Take MI300X as an example, the out put will be:

Approx compute partitions: 8

Interpretation:

CPX mode: one agent ≈ one XCC
SPX mode: one agent ≈ full device

L2 Cache Regions#

HIP provides only total L2 cache size:

size_t total_l2 = props.l2CacheSize;

Notes:

L2 cache is partitioned across XCC/XCD domains
Per-region size must be inferred
Cross-domain accesses may increase latency

NUMA Memory Domains#

HBM memory behaves similarly to NUMA systems.

Common configurations:

NPS1: Fully interleaved memory (maximum bandwidth)
NPS4 / NPS8: Localized memory (improved latency locality)

Implications:

Memory placement affects performance
Remote memory accesses incur higher latency

Memory Channels#

The number of memory channels is not directly exposed.

Estimate using memory bus width:

int channel_width_bits = 128;  // architectural assumption
int channels = props.memoryBusWidth / channel_width_bits;

printf("Estimated memory channels: %d\n", channels);

Atomic Throughput#

Atomic throughput limits must be measured empirically.

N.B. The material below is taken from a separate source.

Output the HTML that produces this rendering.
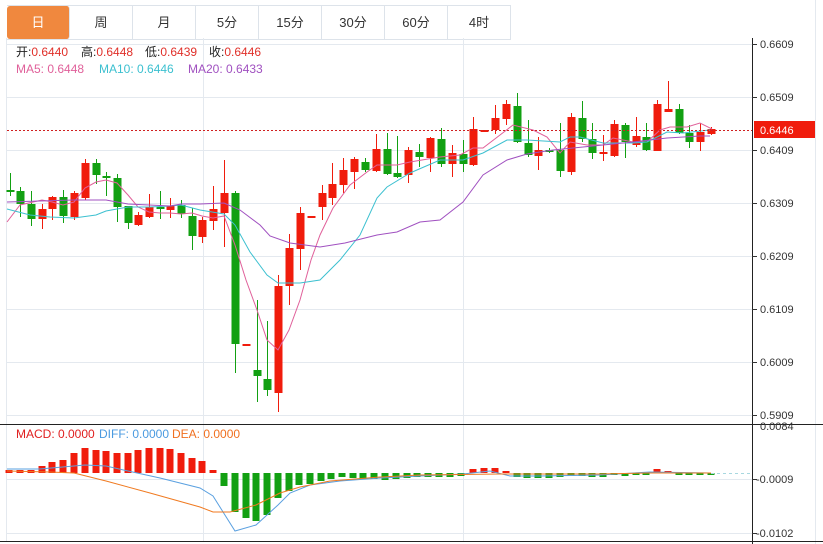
<!DOCTYPE html>
<html><head><meta charset="utf-8"><style>
body{margin:0;width:823px;height:544px;background:#fff;overflow:hidden;font-family:"Liberation Sans","Noto Sans CJK SC",sans-serif}
.tabs{position:absolute;left:7px;top:5px;height:33px;display:flex;border-top:1px solid #dde3ea;border-bottom:1px solid #dde3ea}
.tabs div{width:62px;border-right:1px solid #dde3ea;text-align:center;line-height:33px;font-size:13px;color:#333}
.tabs div.on{background:#f0883e;color:#fff;border-radius:3px}
svg{position:absolute;left:0;top:0}
</style></head><body>
<div class="tabs"><div class="on">日</div><div>周</div><div>月</div><div>5分</div><div>15分</div><div>30分</div><div>60分</div><div>4时</div></div>
<svg id="s" width="823" height="544" xmlns="http://www.w3.org/2000/svg" font-family="Liberation Sans, Noto Sans CJK SC, sans-serif">
<g stroke="#e4e9ef" stroke-width="1">
<line x1="7" y1="44.5" x2="752" y2="44.5"/><line x1="7" y1="97.5" x2="752" y2="97.5"/><line x1="7" y1="150.5" x2="752" y2="150.5"/><line x1="7" y1="203.5" x2="752" y2="203.5"/><line x1="7" y1="256.5" x2="752" y2="256.5"/><line x1="7" y1="309.5" x2="752" y2="309.5"/><line x1="7" y1="362.5" x2="752" y2="362.5"/><line x1="7" y1="415.5" x2="752" y2="415.5"/>
<line x1="7" y1="479.5" x2="752" y2="479.5"/><line x1="7" y1="533.5" x2="752" y2="533.5"/>
<line x1="203.5" y1="38" x2="203.5" y2="542"/><line x1="463.5" y1="38" x2="463.5" y2="542"/>
<line x1="6.5" y1="38" x2="6.5" y2="542"/><line x1="815.5" y1="0" x2="815.5" y2="544"/>
</g>
<line x1="0" y1="424.5" x2="823" y2="424.5" stroke="#222"/>
<line x1="0" y1="541.5" x2="823" y2="541.5" stroke="#222"/>
<line x1="752.5" y1="38" x2="752.5" y2="544" stroke="#222"/>
<g id="c"></g>
<line x1="7" y1="130.5" x2="752" y2="130.5" stroke="#d02020" stroke-dasharray="2,2"/>
<line x1="711" y1="473.5" x2="752" y2="473.5" stroke="#a8d8e0" stroke-dasharray="3,3"/>
<rect x="754" y="121" width="61" height="17" fill="#f01c0c"/>
<text x="760" y="134" font-size="11" fill="#fff">0.6446</text>
<g font-size="11" fill="#333">
<text x="760" y="48">0.6609</text><text x="760" y="101">0.6509</text><text x="760" y="154">0.6409</text><text x="760" y="207">0.6309</text><text x="760" y="260">0.6209</text><text x="760" y="313">0.6109</text><text x="760" y="366">0.6009</text><text x="760" y="419">0.5909</text>
<text x="760" y="430">0.0084</text><text x="756" y="483">-0.0009</text><text x="756" y="537">-0.0102</text>
</g>
<g stroke="#333"><line x1="752" y1="44.5" x2="757" y2="44.5"/><line x1="752" y1="97.5" x2="757" y2="97.5"/><line x1="752" y1="150.5" x2="757" y2="150.5"/><line x1="752" y1="203.5" x2="757" y2="203.5"/><line x1="752" y1="256.5" x2="757" y2="256.5"/><line x1="752" y1="309.5" x2="757" y2="309.5"/><line x1="752" y1="362.5" x2="757" y2="362.5"/><line x1="752" y1="415.5" x2="757" y2="415.5"/><line x1="752" y1="479.5" x2="757" y2="479.5"/><line x1="752" y1="533.5" x2="757" y2="533.5"/></g>
<g font-size="12">
<text x="16" y="56" fill="#222">开:<tspan fill="#e0302a">0.6440</tspan></text>
<text x="81" y="56" fill="#222">高:<tspan fill="#e0302a">0.6448</tspan></text>
<text x="145" y="56" fill="#222">低:<tspan fill="#e0302a">0.6439</tspan></text>
<text x="209" y="56" fill="#222">收:<tspan fill="#e0302a">0.6446</tspan></text>
<text x="16" y="73" fill="#e0609a">MA5: 0.6448</text><text x="99" y="73" fill="#3cc0d0">MA10: 0.6446</text><text x="188" y="73" fill="#a050c0">MA20: 0.6433</text>
<text x="16" y="438" fill="#e02020">MACD: 0.0000</text><text x="99" y="438" fill="#4a9ae0">DIFF: 0.0000</text><text x="172" y="438" fill="#f07020">DEA: 0.0000</text>
</g>
</svg>
<script>
var R="#f01c0c",G="#12a012";
var C=[[10,'g',190,191,173,196],[20,'g',191,204,187,217],[31,'g',204,219,191,226],[42,'r',209,219,204,229],[52,'r',197,209,196,220],[63,'g',197,216,190,223],[74,'r',193,217,191,220],[85,'r',163,198,159,200],[96,'g',163,175,159,184],[106,'g',176,178,172,196],[117,'g',178,207,174,222],[128,'g',206,223,206,229],[138,'r',215,225,212,226],[149,'r',207,217,194,218],[160,'g',207,209,191,219],[170,'r',206,210,198,218],[181,'g',205,214,200,218],[192,'g',216,236,208,250],[202,'r',220,237,217,243],[213,'r',209,221,186,230],[224,'r',193,213,160,247],[235,'g',193,344,191,373],[246,'r',344,345,344,345],[257,'g',370,376,300,402],[267,'g',379,390,321,396],[278,'r',286,393,275,412],[289,'r',248,286,234,305],[300,'r',213,249,207,270],[311,'r',216,217,216,217],[322,'r',193,207,185,220],[332,'r',184,198,163,205],[343,'r',170,185,158,193],[354,'r',159,172,157,189],[365,'g',162,170,158,172],[376,'r',149,171,134,172],[387,'g',149,174,133,175],[397,'g',173,177,136,178],[408,'r',150,175,147,183],[419,'g',152,157,144,167],[430,'r',138,158,137,172],[441,'g',139,164,128,167],[452,'r',153,164,145,177],[463,'g',154,164,140,172],[473,'r',129,165,117,166],[484,'r',130,131,130,131],[495,'r',118,130,105,134],[506,'r',104,119,100,125],[517,'g',106,142,93,143],[528,'g',143,155,120,157],[538,'r',150,156,137,170],[549,'g',150,151,148,153],[560,'g',150,171,123,177],[571,'r',117,172,113,175],[582,'g',118,139,101,142],[592,'g',139,153,123,159],[603,'r',152,153,135,161],[614,'r',124,156,120,157],[625,'g',125,142,123,158],[636,'r',136,145,117,147],[646,'g',137,150,123,151],[657,'r',104,151,100,151],[668,'r',109,112,81,112],[679,'g',109,133,104,134],[689,'g',133,142,125,148],[700,'r',132,142,123,151],[711,'r',129,134,127,135]];
var h='';
C.forEach(function(c){var col=c[1]=='r'?R:G;h+='<line x1="'+(c[0]+.5)+'" y1="'+c[4]+'" x2="'+(c[0]+.5)+'" y2="'+c[5]+'" stroke="'+col+'"/>';var bh=Math.max(2,c[3]-c[2]);h+='<rect x="'+(c[0]-3.5)+'" y="'+c[2]+'" width="8" height="'+bh+'" fill="'+col+'"/>';});
function pl(p,col){return '<polyline fill="none" stroke="'+col+'" stroke-width="1" points="'+p+'"/>';}
h+=pl("7,222 20,205 42,200 52,202 63,205 74,202 85,188 96,182 106,180 117,183 128,195 138,207 149,212 160,213 170,213 181,214 192,213 202,216 213,218 224,216 235,245 246,280 257,310 267,340 278,350 289,330 300,300 311,260 320,235 333,208 350,185 367,172 377,165 397,165 410,162 440,157 460,155 473,148 483,148 500,135 513,125 533,130 547,137 560,153 570,142 587,145 603,145 613,138 633,142 647,142 660,130 670,127 687,127 700,123 712,129","#e0609a");
h+=pl("7,209 30,215 50,217 74,218 96,215 106,211 128,207 150,207 170,206 181,205 200,210 224,214 235,225 250,252 267,275 278,283 300,283 320,280 340,260 360,235 377,198 387,187 410,173 440,160 463,160 483,153 507,140 527,140 560,142 570,137 580,137 603,143 633,143 647,142 667,132 683,133 710,130","#3cc0d0");
h+=pl("7,202 40,201 74,200 106,200 128,204 170,206 181,204 200,204 224,203 240,210 260,225 270,236 290,243 320,247 345,243 377,235 397,232 420,222 440,220 463,202 483,175 507,160 527,154 553,150 583,147 603,145 633,142 667,138 700,136 710,136","#a050c0");
var M=[[9,470],[20,470],[31,470],[42,466],[52,462],[63,460],[74,453],[85,448],[96,450],[106,451],[117,453],[128,453],[138,450],[149,448],[160,448],[170,449],[181,453],[192,458],[202,461],[213,470],[224,486],[235,512],[246,518],[256,521],[267,515],[278,498],[289,491],[299,485],[310,484],[321,481],[331,479],[342,477],[353,478],[363,479],[374,479],[385,480],[396,479],[407,478],[417,477],[428,477],[439,477],[450,477],[461,476],[473,469],[484,468],[495,468],[506,471],[517,477],[527,478],[538,478],[549,478],[560,477],[571,476],[582,476],[592,477],[603,477],[614,475],[625,476],[636,475],[646,475],[657,469],[668,471],[679,474],[689,475],[700,474],[711,474]];
var z=473;M.forEach(function(m){var col=m[1]<z?R:G;var y=Math.min(m[1],z),hh=Math.max(2,Math.abs(m[1]-z));h+='<rect x="'+(m[0]-3.5)+'" y="'+y+'" width="7" height="'+hh+'" fill="'+col+'"/>';});
h+=pl("7,469 40,469 74,466 85,465 106,466 128,471 160,478 200,488 213,496 235,531 256,525 267,515 278,505 290,493 310,485 340,481 380,478 420,476 463,474 490,471 510,476 540,476 600,475 650,472 711,473","#5aa0e0");
h+=pl("7,471 50,472 74,473 106,481 150,493 200,507 213,512 230,512 256,505 280,493 300,487 330,481 380,477 420,475 500,474 600,474 650,473 711,473","#f07a20");
document.getElementById('c').innerHTML=h;
</script>
</body></html>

__global__ void atomicKernel(int* data)
{
    int idx = threadIdx.x;
    atomicAdd(&data[idx % 1024], 1);
}

Guidelines:

Avoid contention on a single memory address
Distribute atomics across multiple locations
Use hierarchical reductions to reduce pressure on global memory

Multi-XCC Profiling#

In multi-XCC configurations:

Each XCC may execute workloads at different times
Profiling tools often report only master XCC timing

Optimization Strategy#

To optimize performance on CDNA GPUs such as MI300:

Partition workloads across XCCs/XCDs where possible
Apply NUMA-aware memory allocation strategies
Align data structures to cache line boundaries
Minimize cross-XCC communication and synchronization
Balance memory traffic across channels
Benchmark atomic scalability under load

Summary#

Topology-aware programming using XCC, XCD, memory hierarchy, and HIP APIs is critical for achieving peak performance on CDNA GPUs such as MI300.

To fully exploit the architecture, developers should combine:

HIP runtime APIs
HSA topology queries
Empirical benchmarking

to understand and optimize hardware utilization.